Podczas poniedziałkowego przeglądu nowoczesnego pociągu produkowanego w Nowym Sączu okazało się, że nie funkcjonuje mechanizm otwierający drzwi oraz bezpiecznik. Pociąg miał wyruszyć w kurs w poniedziałek wieczorem, jednak technicy zauważyli, że nieprawidłowo funkcjonuje również układ hamulcowy. Wyregulowano go dopiero około południa.
Linia SKM została uroczyście otwarta przez prezydenta Warszawy Lecha Kaczyńskiego 24 września. Ma ona być częścią szerszego planu komunikacji szynowej w stolicy. Obecna trasa Warszawa Zachodnia - Falenica jest pierwszym etapem tworzenia sieci SKM. Od 2007 r. kolej ta ma kursować na trasie Otwock - Warszawa - Grodzisk Mazowiecki. Docelowo składy SKM mają kursować z częstotliwością metra - co kilka minut.
Na trasie Warszawa Zachodnia - Falenica obecnie jeżdżą tylko dwa pociągi SKM, w tym jeden starego typu wypożyczony z Gdyni. Kolejka kursuje jedynie osiem razy na dobę. Jak poinformował prezes stołecznej SKM Jerzy Obrębski, pod koniec tygodnia do Warszawy dotrze kolejny nowy pociąg z Nowego Sącza. Jednak nie zwiększy to częstotliwości kursowania, bowiem jeden skład musi zawsze pozostać w zapasie - powiedział.

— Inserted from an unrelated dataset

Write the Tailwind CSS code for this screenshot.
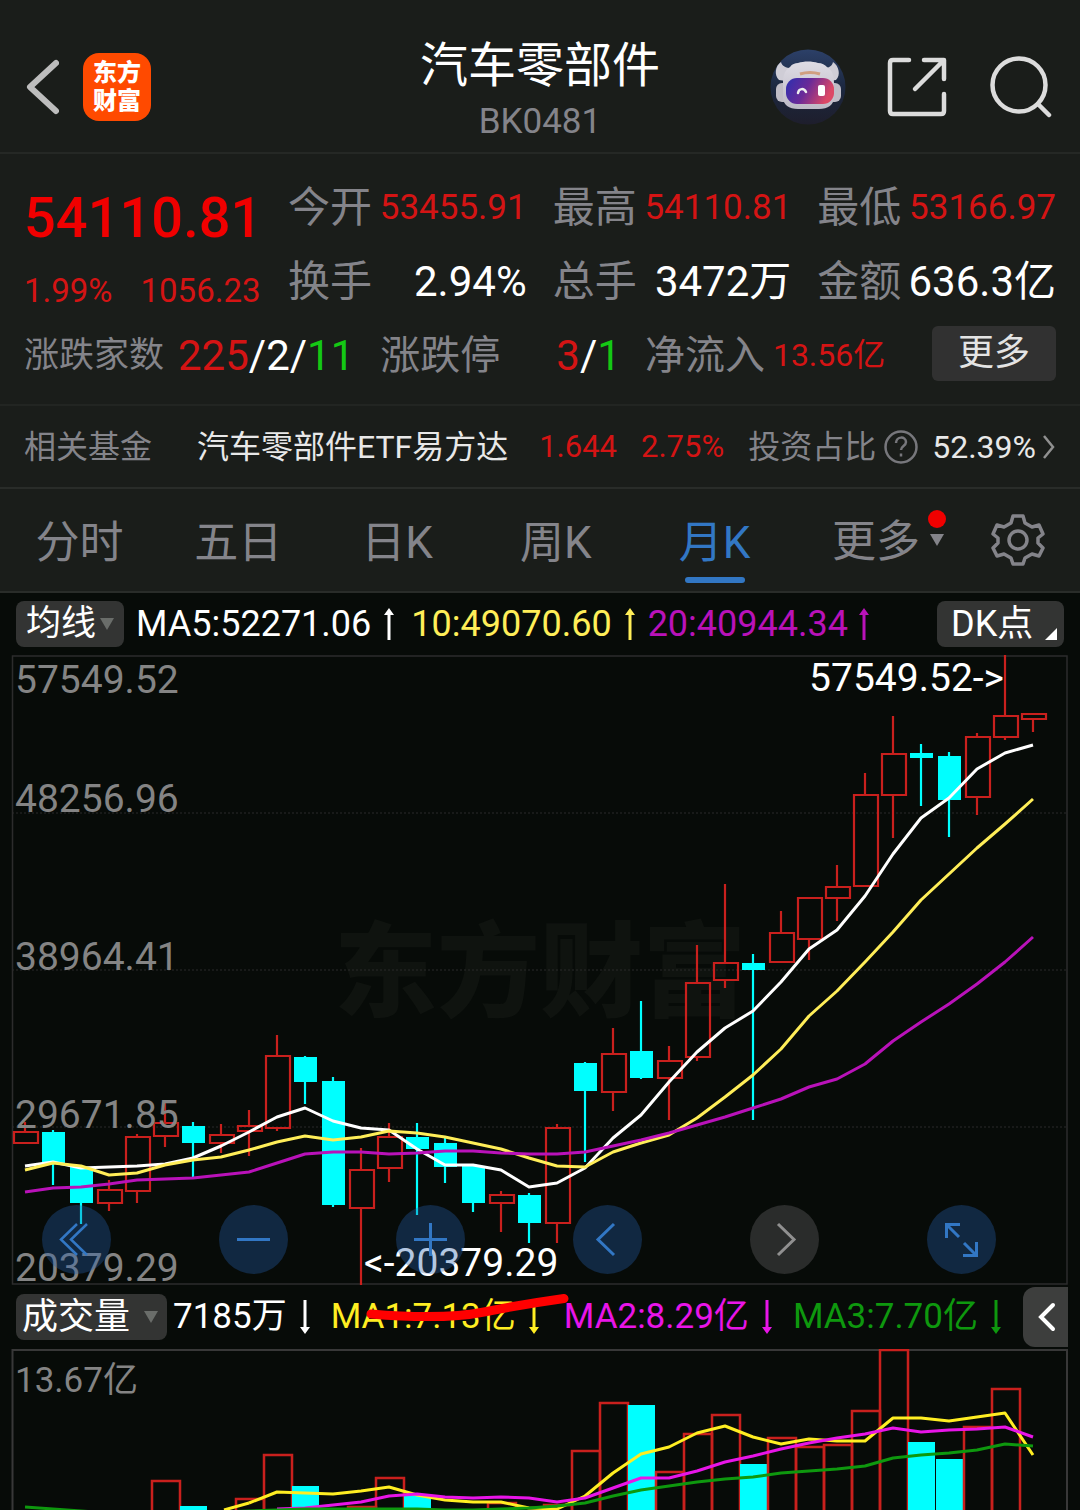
<!DOCTYPE html>
<html lang="zh-CN">
<head>
<meta charset="utf-8">
<meta name="viewport" content="width=device-width, initial-scale=1">
<title>汽车零部件 BK0481</title>
<script src="https://cdn.jsdelivr.net/npm/@tailwindcss/browser@4"></script>
</head>
<body class="bg-[#070b08] font-[Roboto,'Noto_Sans_CJK_SC',sans-serif] text-white overflow-x-hidden">

<div class="bg-[#1a1d1a]">
  <header class="grid h-[154px] grid-cols-[1fr_auto_1fr] border-b-2 border-[#252825] px-6">
    <div class="flex items-center gap-6 pt-[22px]">
      <button type="button" aria-label="返回">
        <svg class="block" width="35" height="56" viewBox="0 0 35 56" fill="none" stroke="#bdbdbd" stroke-width="6" stroke-linecap="round"><path d="M32 4 6 28 32 52" stroke-linejoin="round"/></svg>
      </button>
      <div class="h-[68px] w-[68px] rounded-2xl bg-[#ff4a00] pt-1.5 text-center text-2xl leading-7 font-black">东方<br>财富</div>
    </div>
    <div class="pt-8 text-center">
      <h1 class="text-5xl leading-[68px]">汽车零部件</h1>
      <p class="text-[35px] leading-[44px] text-[#84848a]">BK0481</p>
    </div>
    <div class="flex items-center justify-end gap-10 pt-[22px] pr-1">
      <button type="button" aria-label="智能助手">
        <svg class="block" width="76" height="76" viewBox="0 0 76 76">
          <defs>
            <linearGradient id="sky" x1="0" y1="0" x2="0" y2="1"><stop offset="0" stop-color="#2c4068"/><stop offset=".5" stop-color="#1c2840"/><stop offset="1" stop-color="#1e1e2c"/></linearGradient>
            <linearGradient id="visor" x1="0" y1="0" x2="1" y2=".3"><stop offset="0" stop-color="#2c2fb0"/><stop offset=".5" stop-color="#6a2a98"/><stop offset="1" stop-color="#dc4866"/></linearGradient>
            <linearGradient id="shell" x1="0" y1="0" x2="0" y2="1"><stop offset="0" stop-color="#dedce4"/><stop offset="1" stop-color="#bdbac6"/></linearGradient>
          </defs>
          <circle cx="38" cy="38" r="37.500" fill="url(#sky)"/>
          <path d="M11 13C5 17 4 26 9 31l7 1 5-13c-5 0-9-2-10-6ZM63 13c6 4 8 13 3 18l-7 1-5-13c5 0 8-2 9-6Z" fill="#cfcdd6"/>
          <rect x="6" y="34" width="14" height="19" rx="6" fill="#bfbcc6"/><rect x="57" y="34" width="14" height="19" rx="6" fill="#bfbcc6"/>
          <path d="M13 34c0-8 2-13 7-16 2-3 5-4 8-4 6-2 14-2 20 0 4 0 7 2 9 4 5 3 7 8 7 16v14c0 8-6 12-15 12H28c-9 0-15-4-15-12Z" fill="url(#shell)"/>
          <rect x="16" y="29" width="48" height="26" rx="11" fill="url(#visor)"/>
          <path d="M30 25q10-3 20 0" fill="none" stroke="#d0a080" stroke-width="3"/>
          <path d="M28 44c1-5 6-5 8-1" fill="none" stroke="#eee" stroke-width="2.500" stroke-linecap="round"/>
          <rect x="48" y="36" width="7" height="11" rx="2" fill="#fff"/>
        </svg>
      </button>
      <button type="button" aria-label="分享">
        <svg class="block" width="62" height="62" viewBox="0 0 62 62" fill="none" stroke="#dcdcdc" stroke-width="4.500" stroke-linecap="round" stroke-linejoin="round"><path d="M23 4H7Q4 4 4 7v48q0 3 3 3h48q3 0 3-3V38M38 4h20v19M57 5 29 33"/></svg>
      </button>
      <button type="button" aria-label="搜索">
        <svg class="block" width="64" height="62" viewBox="0 0 64 62" fill="none" stroke="#dcdcdc" stroke-width="4.500" stroke-linecap="round"><circle cx="31" cy="29" r="26.500"/><path d="M50 48 61 59"/></svg>
      </button>
    </div>
  </header>

  <section class="h-[252px] border-b-2 border-[#222522] px-6 pt-4">
    <div class="flex">
      <div class="w-[264px] shrink-0 text-[#f00000]">
        <p class="pt-2.5 text-[56px] leading-[76px] font-medium">54110.81</p>
        <p class="flex gap-7 pt-3 text-[33px] leading-[46px] text-[#d41414]"><span>1.99%</span><span>1056.23</span></p>
      </div>
      <dl class="grid flex-1 grid-cols-3 gap-x-[26px] text-[42px] leading-[75px] whitespace-nowrap">
        <div class="flex justify-between"><dt class="text-[#84848a]">今开</dt><dd class="text-[35px] leading-[75px] text-[#d41414]">53455.91</dd></div>
        <div class="flex justify-between"><dt class="text-[#84848a]">最高</dt><dd class="text-[35px] leading-[75px] text-[#d41414]">54110.81</dd></div>
        <div class="flex justify-between"><dt class="text-[#84848a]">最低</dt><dd class="text-[35px] leading-[75px] text-[#d41414]">53166.97</dd></div>
        <div class="flex justify-between leading-[73px]"><dt class="text-[#84848a]">换手</dt><dd>2.94%</dd></div>
        <div class="flex justify-between leading-[73px]"><dt class="text-[#84848a]">总手</dt><dd>3472万</dd></div>
        <div class="flex justify-between leading-[73px]"><dt class="text-[#84848a]">金额</dt><dd>636.3亿</dd></div>
      </dl>
    </div>
    <div class="flex h-[75px] items-center whitespace-nowrap">
      <dl class="flex flex-1 items-center text-[42px] leading-[75px]">
        <dt class="text-[35px] leading-[75px] text-[#84848a]">涨跌家数</dt>
        <dd class="ml-3.5"><span class="text-[#d41414]">225</span>/2/<span class="text-[#14c814]">11</span></dd>
        <dt class="ml-[26px] text-[40px] leading-[75px] text-[#84848a]">涨跌停</dt>
        <dd class="ml-14"><span class="text-[#d41414]">3</span>/<span class="text-[#14c814]">1</span></dd>
        <dt class="ml-6 text-[40px] leading-[75px] text-[#84848a]">净流入</dt>
        <dd class="ml-2 text-[32px] leading-[75px] text-[#d41414]">13.56亿</dd>
      </dl>
      <button type="button" class="mb-1 h-[55px] w-[124px] rounded-md bg-[#313131] text-4xl leading-[55px] text-[#e4e4e4]">更多</button>
    </div>
  </section>

  <a href="#fund" class="flex h-[83px] items-center border-b-2 border-[#292c29] px-6 text-[32px] leading-[48px] whitespace-nowrap text-[#e8e8e8]">
    <span class="text-[#84848a]">相关基金</span>
    <span class="ml-[45px] flex-1">汽车零部件ETF易方达</span>
    <span class="text-[31px] text-[#d41414]">1.644</span>
    <span class="ml-6 text-[31px] text-[#d41414]">2.75%</span>
    <span class="ml-6 text-[#84848a]">投资占比</span>
    <svg class="mr-3.5 ml-2 shrink-0" width="34" height="34" viewBox="0 0 34 34" fill="none" stroke="#77777c" stroke-width="2.500"><circle cx="17" cy="17" r="15.500"/><path d="M12 13c0-7 10-7 10-1 0 4-5 4-5 8M17 23.500v3"/></svg>
    <span>52.39%</span>
    <svg class="ml-1.5 shrink-0" width="14" height="26" viewBox="0 0 14 26" fill="none" stroke="#909090" stroke-width="2.500"><path d="m2 2 9 11-9 11"/></svg>
  </a>

  <nav class="flex h-[104px] border-b-2 border-[#292c29] text-[44px] leading-[104px] whitespace-nowrap text-[#84848a]">
    <button type="button" class="flex-1 pt-0.5">分时</button>
    <button type="button" class="flex-1 pt-0.5">五日</button>
    <button type="button" class="flex-1 pt-0.5">日K</button>
    <button type="button" class="flex-1 pt-0.5">周K</button>
    <button type="button" class="relative flex-1 pt-0.5 text-[#3277c4]">月K<span class="absolute bottom-2 left-1/2 h-1.5 w-[60px] -translate-x-1/2 rounded-full bg-[#3277c4]"></span></button>
    <button type="button" class="flex w-[162px] items-center justify-center gap-2 pt-1 pl-7">更多
      <svg class="mb-6 shrink-0" width="18" height="40" viewBox="0 0 18 40"><circle cx="9" cy="9" r="9" fill="#f00000"/><path d="M2 24h14L9 36Z" fill="#84848a"/></svg>
    </button>
    <button type="button" aria-label="设置" class="flex w-[124px] items-center justify-center">
      <svg width="54" height="54" viewBox="0 0 54 54" fill="none" stroke="#84848a" stroke-width="3.500" stroke-linejoin="round"><path d="M22 3h10l2 7 7 4 7-2 4 9-5 4v5l5 5-4 8-7-2-7 4-2 6H22l-2-6-7-4-7 2-4-8 5-5v-5l-5-4 4-9 7 2 7-4Z"/><circle cx="27" cy="27" r="9"/></svg>
    </button>
  </nav>
</div>

<main>
  <div class="flex h-[62px] items-center px-4 text-4xl leading-[46px] whitespace-nowrap">
    <button type="button" class="flex h-[46px] w-[108px] items-center justify-center gap-1 rounded-lg bg-[#333433] text-[35px] leading-[46px]">均线
      <svg width="14" height="12" viewBox="0 0 14 12"><path d="M0 0h14L7 12Z" fill="#6a6d6a"/></svg>
    </button>
    <span class="ml-3">MA5:52271.06</span>
    <svg class="ml-3 shrink-0" width="12" height="32" viewBox="0 0 12 32"><path d="M6 0 11 7H7.500V32h-3V7H1Z" fill="#fff"/></svg>
    <span class="ml-4">
      <span class="text-[#ffee58]">10:49070.60</span>
    </span>
    <svg class="ml-3 shrink-0" width="12" height="32" viewBox="0 0 12 32"><path d="M6 0 11 7H7.500V32h-3V7H1Z" fill="#ffee58"/></svg>
    <span class="ml-3 text-[#b912b9]">20:40944.34</span>
    <svg class="ml-2.5 shrink-0" width="12" height="32" viewBox="0 0 12 32"><path d="M6 0 11 7H7.500V32h-3V7H1Z" fill="#b912b9"/></svg>
    <button type="button" class="ml-auto flex h-[46px] w-[127px] items-center gap-3 rounded-lg bg-[#333433] pl-3.5 text-4xl leading-[46px]">DK点
      <svg class="mt-5 shrink-0" width="12" height="12" viewBox="0 0 12 12"><path d="M12 0v12H0Z" fill="#fff"/></svg>
    </button>
  </div>

  <div class="relative">
    <svg id="price" class="block h-auto w-full" viewBox="0 655 1080 630" role="img" aria-label="月K线图"></svg>
    <div class="absolute right-[84px] bottom-[11px] left-[42px] flex justify-between">
      <button type="button" aria-label="最左" class="h-[69px] w-[69px] rounded-full bg-[#265ead]/35"><svg class="block" width="69" height="69" viewBox="0 0 69 69" fill="none" stroke="#3277c4" stroke-width="2.500"><path d="M35 19 19 34.500 35 50M45 19 29 34.500 45 50"/></svg></button>
      <button type="button" aria-label="缩小" class="h-[69px] w-[69px] rounded-full bg-[#265ead]/35"><svg class="block" width="69" height="69" viewBox="0 0 69 69" stroke="#3277c4" stroke-width="3"><path d="M18 34.500h33"/></svg></button>
      <button type="button" aria-label="放大" class="h-[69px] w-[69px] rounded-full bg-[#265ead]/35"><svg class="block" width="69" height="69" viewBox="0 0 69 69" stroke="#3277c4" stroke-width="3"><path d="M18 34.500h33M34.500 18v33"/></svg></button>
      <button type="button" aria-label="左移" class="h-[69px] w-[69px] rounded-full bg-[#265ead]/35"><svg class="block" width="69" height="69" viewBox="0 0 69 69" fill="none" stroke="#3277c4" stroke-width="3"><path d="M41 19 25 34.500 41 50"/></svg></button>
      <button type="button" aria-label="右移" class="h-[69px] w-[69px] rounded-full bg-[#6c6a6c]/35"><svg class="block" width="69" height="69" viewBox="0 0 69 69" fill="none" stroke="#909090" stroke-width="3"><path d="M28 19 44 34.500 28 50"/></svg></button>
      <button type="button" aria-label="全屏" class="h-[69px] w-[69px] rounded-full bg-[#265ead]/35"><svg class="block" width="69" height="69" viewBox="0 0 69 69" fill="none" stroke="#3277c4" stroke-width="3"><path d="M33 19.500H19.500V33M20 20 32 32M37 38 49 50M36 50.500h13.500V37"/></svg></button>
    </div>
  </div>

  <div class="relative flex h-16 items-center pr-3 pl-4 text-[35px] leading-[46px] whitespace-nowrap">
    <button type="button" class="flex h-[46px] w-[151px] items-center gap-3.5 rounded-lg bg-[#333433] pl-1.5 text-4xl leading-[46px]">成交量
      <svg width="14" height="12" viewBox="0 0 14 12"><path d="M0 0h14L7 12Z" fill="#6a6d6a"/></svg>
    </button>
    <span class="ml-1.5">7185万</span>
    <svg class="ml-3 shrink-0" width="12" height="34" viewBox="0 0 12 34"><path d="M6 34 1 27h3.500V0h3v27H11Z" fill="#fff"/></svg>
    <span class="ml-5 text-[#ffee22]">MA1:7.13亿</span>
    <svg class="ml-3 shrink-0" width="12" height="34" viewBox="0 0 12 34"><path d="M6 34 1 27h3.500V0h3v27H11Z" fill="#ffee22"/></svg>
    <span class="ml-6 text-[#e815e8]">MA2:8.29亿</span>
    <svg class="ml-3 shrink-0" width="12" height="34" viewBox="0 0 12 34"><path d="M6 34 1 27h3.500V0h3v27H11Z" fill="#e815e8"/></svg>
    <span class="ml-5 text-[#0e980e]">MA3:7.70亿</span>
    <svg class="ml-3 shrink-0" width="12" height="34" viewBox="0 0 12 34"><path d="M6 34 1 27h3.500V0h3v27H11Z" fill="#0e980e"/></svg>
    <button type="button" aria-label="展开" class="ml-auto flex h-[60px] w-[45px] items-center justify-center rounded-l-xl bg-[#3d3e3d]"><svg width="20" height="32" viewBox="0 0 20 32" fill="none" stroke="#fff" stroke-width="4" stroke-linecap="round"><path d="M17 4 5 16l12 12"/></svg></button>
    <svg class="absolute top-2 left-[364px]" width="208" height="32" viewBox="0 0 208 32" fill="none" stroke="#ff0000" stroke-width="9" stroke-linecap="round"><path d="M7 21C55 25 90 25 120 19 150 13 175 9 200 5.500"/></svg>
  </div>

  <svg id="volume" class="block h-auto w-full" viewBox="0 1349 1080 161" role="img" aria-label="成交量图"></svg>
</main>

<script>
  const STEP = 28, FIRST = 25, RED = '#c9201d', CYAN = '#00ffff', FRAME = '#2c2c2c';
  const cx = i => FIRST + STEP * i;
  const line = (ys, color, w, from = 0) =>
    `<polyline fill="none" stroke="${color}" stroke-width="${w}" stroke-linejoin="round" points="${ys.map((y, i) => cx(i + from) + ',' + y).join(' ')}"/>`;

  // [rising, body top, body bottom, high, low]
  const candles = [
    [1,1132,1143,1122,1143],[0,1132,1163,1130,1185],[0,1167,1203,1167,1224],[1,1190,1203,1180,1211],[1,1137,1191,1134,1203],
    [1,1123,1136,1100,1147],[0,1126,1143,1122,1177],[1,1135,1143,1124,1153],[1,1126,1131,1110,1156],[1,1056,1128,1035,1131],
    [0,1057,1082,1056,1104],[0,1081,1205,1077,1207],[1,1170,1208,1148,1285],[1,1137,1168,1123,1182],[0,1137,1149,1123,1215],
    [0,1143,1167,1138,1183],[0,1166,1203,1166,1212],[1,1195,1203,1191,1232],[0,1195,1223,1193,1243],[1,1128,1223,1124,1243],
    [0,1063,1091,1062,1162],[1,1054,1092,1028,1111],[0,1051,1078,1001,1079],[1,1061,1078,1046,1120],[1,983,1057,945,1061],
    [1,963,980,884,988],[0,963,970,954,1120],[1,933,962,911,962],[1,898,939,898,960],[1,887,898,865,921],
    [1,795,886,773,886],[1,754,795,716,838],[0,753,758,744,806],[0,756,800,752,837],[1,737,797,733,815],
    [1,716,737,655,740],[1,714,719,714,732]
  ];
  const ma5 = [1166,1162,1168,1167,1166,1164,1158,1146,1132,1117,1108,1121,1128,1130,1149,1165,1165,1170,1187,1183,1168,1138,1115,1082,1052,1028,1011,982,949,930,896,854,818,798,769,753,745];
  const ma10 = [1170,1163,1166,1175,1173,1165,1160,1157,1150,1142,1136,1140,1137,1131,1133,1137,1143,1149,1158,1166,1167,1152,1143,1135,1118,1097,1075,1049,1016,991,962,932,900,874,848,824,799];
  const ma20 = [1192,1188,1187,1184,1180,1179,1178,1175,1172,1163,1154,1152,1152,1154,1153,1151,1151,1153,1154,1154,1152,1146,1140,1133,1125,1117,1108,1099,1087,1079,1064,1041,1022,1004,984,962,937];

  let s = `<text x="540" y="1009" text-anchor="middle" font-size="103" font-weight="900" fill="#0f130f">东方财富</text>`;
  for (const y of [813, 970, 1127]) s += `<path d="M12 ${y}H1067" stroke="#2a2a2a" stroke-dasharray="2 2"/>`;
  s += `<path d="M12.500 656H1067V1284H12.500Z" fill="none" stroke="${FRAME}" stroke-width="1.500"/>`;
  candles.forEach(([up, t, b, h, l], i) => {
    const x = cx(i);
    s += up
      ? `<path d="M${x} ${h}V${t}M${x} ${b}V${l}M${x - 11} ${t}h24v${b - t}h-24Z" fill="none" stroke="${RED}" stroke-width="2.200"/>`
      : `<path d="M${x} ${h}V${l}" stroke="${CYAN}" stroke-width="2.200"/><path d="M${x - 11} ${t}h23v${b - t}h-23Z" fill="${CYAN}"/>`;
  });
  s += line(ma5, '#ffffff', 3) + line(ma10, '#ffee58', 3) + line(ma20, '#b912b9', 3);
  [['57549.52', 693], ['48256.96', 812], ['38964.41', 970], ['29671.85', 1128], ['20379.29', 1281]].forEach(([t, y]) =>
    s += `<text x="15" y="${y}" font-size="39" fill="#848484">${t}</text>`);
  s += `<text x="1004" y="691" text-anchor="end" font-size="39" fill="#fff">57549.52-&gt;</text>`;
  s += `<text x="364" y="1276" font-size="39" fill="#fff">&lt;-20379.29</text>`;
  document.getElementById('price').innerHTML = s;

  // [index, top, rising]
  const bars = [
    [5,1481,1],[6,1506,0],[8,1499,1],[9,1455,1],[10,1486,0],[12,1507,1],[13,1478,1],[14,1494,0],[17,1503,1],[19,1505,1],
    [20,1451,1],[21,1403,1],[22,1405,0],[23,1472,1],[24,1434,1],[25,1415,1],[26,1464,0],[27,1438,1],[28,1447,1],
    [29,1445,1],[30,1411,1],[31,1350,1],[32,1442,0],[33,1459,0],[34,1427,1],[35,1389,1]
  ];
  const v1 = [1503,1492,1493,1494,1491,1487,1495,1500,1502,1502,1508,1509,1496,1473,1454,1447,1433,1426,1437,1444,1439,1441,1441,1418,1418,1421,1417,1413,1455];
  const v2 = [1509,1508,1505,1502,1496,1494,1497,1498,1497,1498,1502,1498,1488,1478,1478,1471,1462,1456,1449,1443,1438,1434,1428,1432,1430,1429,1427,1437];
  const v3 = [1507,1509,1511,1513,1514,1514,1513,1512,1511,1510,1509,1509,1509,1509,1509,1510,1510,1509,1508,1506,1503,1496,1490,1486,1482,1479,1477,1473,1471,1469,1466,1458,1455,1453,1450,1444,1446];
  let v = `<path d="M12.500 1520V1350H1067V1520" fill="none" stroke="#383838" stroke-width="2"/>`;
  for (const [i, t, up] of bars) v += up
    ? `<path d="M${cx(i) - 13} 1520V${t}h28V1520" fill="none" stroke="${RED}" stroke-width="2.500"/>`
    : `<path d="M${cx(i) - 13} 1520V${t}h27V1520Z" fill="${CYAN}"/>`;
  v += `<polyline fill="none" stroke="#ffee22" stroke-width="3" points="224,1510 249,1503"/>`;
  v += line(v1, '#ffee22', 3, 8) + line(v2, '#e815e8', 3, 9) + line(v3, '#0e980e', 3);
  v += `<text x="15" y="1392" font-size="35" fill="#848484">13.67亿</text>`;
  document.getElementById('volume').innerHTML = v;
</script>
</body>
</html>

Prezes SKM dodał, że w listopadzie stołeczny ratusz ma kupić kolejne dwa nowe pociągi, kosztujące po 9 mln zł. Problemem pozostanie jednak wciąż zatłoczona linia średnicowa i tunel pomiędzy dworcami Warszawa Powiśle i Ochota, w którym można rozwinąć prędkość jedynie do 20 km na godzinę - powiedział.